→ Front-end source files:
--------------------------------------------------

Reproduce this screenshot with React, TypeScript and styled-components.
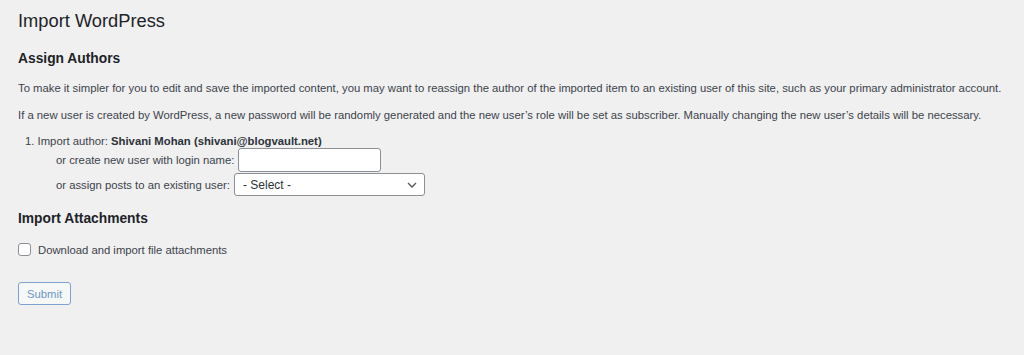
import styled, { createGlobalStyle } from 'styled-components'

const GlobalStyle = createGlobalStyle`
  html, body {
    margin: 0;
    padding: 0;
    background: #f0f0f1;
  }
  body {
    font-family: "Liberation Sans", Arial, sans-serif;
    color: #3c434a;
    font-size: 11.3px;
  }
`

export default function App() {
  return (
    <>
      <GlobalStyle />
      <Wrap>
        <Title>Import WordPress</Title>
        <Heading>Assign Authors</Heading>
        <Text>
          To make it simpler for you to edit and save the imported content, you may want to reassign
          the author of the imported item to an existing user of this site, such as your primary
          administrator account.
        </Text>
        <Text>
          If a new user is created by WordPress, a new password will be randomly generated and the new
          user’s role will be set as subscriber. Manually changing the new user’s details will be
          necessary.
        </Text>
        <AuthorList>
          <li>
            Import author: <strong>Shivani Mohan (shivani@blogvault.net)</strong>
            <FieldRow>
              or create new user with login name: <TextInput type="text" />
            </FieldRow>
            <FieldRow>
              or assign posts to an existing user:{' '}
              <SelectBox>
                <span>- Select -</span>
                <svg width="10" height="6" viewBox="0 0 10 6">
                  <path d="M1 1l4 4 4-4" fill="none" stroke="#50575e" strokeWidth="1.3" />
                </svg>
              </SelectBox>
            </FieldRow>
          </li>
        </AuthorList>
        <Heading $top={14}>Import Attachments</Heading>
        <CheckRow>
          <CheckBox type="checkbox" />
          Download and import file attachments
        </CheckRow>
        <SubmitButton>Submit</SubmitButton>
      </Wrap>
    </>
  )
}

const Wrap = styled.div`
  padding: 10px 18px 0;
`

const Title = styled.h1`
  margin: 0;
  font-size: 18.3px;
  font-weight: 400;
  line-height: 22px;
  color: #1d2327;
`

const Heading = styled.h2<{ $top?: number }>`
  margin: ${({ $top }) => $top ?? 18}px 0 0;
  font-size: 13.8px;
  font-weight: 600;
  line-height: 18px;
  color: #1d2327;
`

const Text = styled.p`
  margin: 13px 0 0;
  line-height: 14px;
`

const AuthorList = styled.ol`
  margin: 12px 0 0;
  padding-left: 7px;
  list-style-position: inside;
  line-height: 14px;
  strong {
    font-weight: 600;
    color: #2c3338;
  }
`

const FieldRow = styled.div`
  display: flex;
  align-items: center;
  gap: 4px;
  padding-left: 31px;
  margin-top: 0;
  & + & {
    margin-top: 1px;
  }
`

const TextInput = styled.input`
  box-sizing: border-box;
  width: 143px;
  height: 24px;
  margin: 0;
  border: 1px solid #8c8f94;
  border-radius: 3px;
  background: #fff;
`

const SelectBox = styled.div`
  box-sizing: border-box;
  display: flex;
  align-items: center;
  justify-content: space-between;
  width: 191px;
  height: 23px;
  padding: 0 7px 0 8px;
  border: 1px solid #8c8f94;
  border-radius: 3px;
  background: #fff;
  font-size: 12px;
  color: #2c3338;
`

const CheckRow = styled.label`
  display: flex;
  align-items: center;
  gap: 7px;
  margin-top: 15px;
`

const CheckBox = styled.input`
  appearance: none;
  box-sizing: border-box;
  width: 13px;
  height: 13px;
  margin: 0;
  border: 1px solid #8c8f94;
  border-radius: 3px;
  background: #fff;
`

const SubmitButton = styled.button`
  display: block;
  box-sizing: border-box;
  width: 53px;
  height: 23px;
  margin-top: 26px;
  padding: 0;
  border: 1px solid #7ea2cf;
  border-radius: 3px;
  background: #f6f7f7;
  color: #6d97c7;
  font-family: "Liberation Sans", Arial, sans-serif;
  font-size: 11.3px;
`
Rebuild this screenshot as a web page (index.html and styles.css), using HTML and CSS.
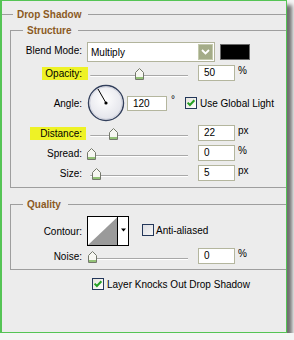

--------------------------------------------------

→ TASK BRIEF: Among the lines of the listing, how many hold the string "html"? Respond with only the number.

→ RESPONSE TO THIS EXERCISE: 2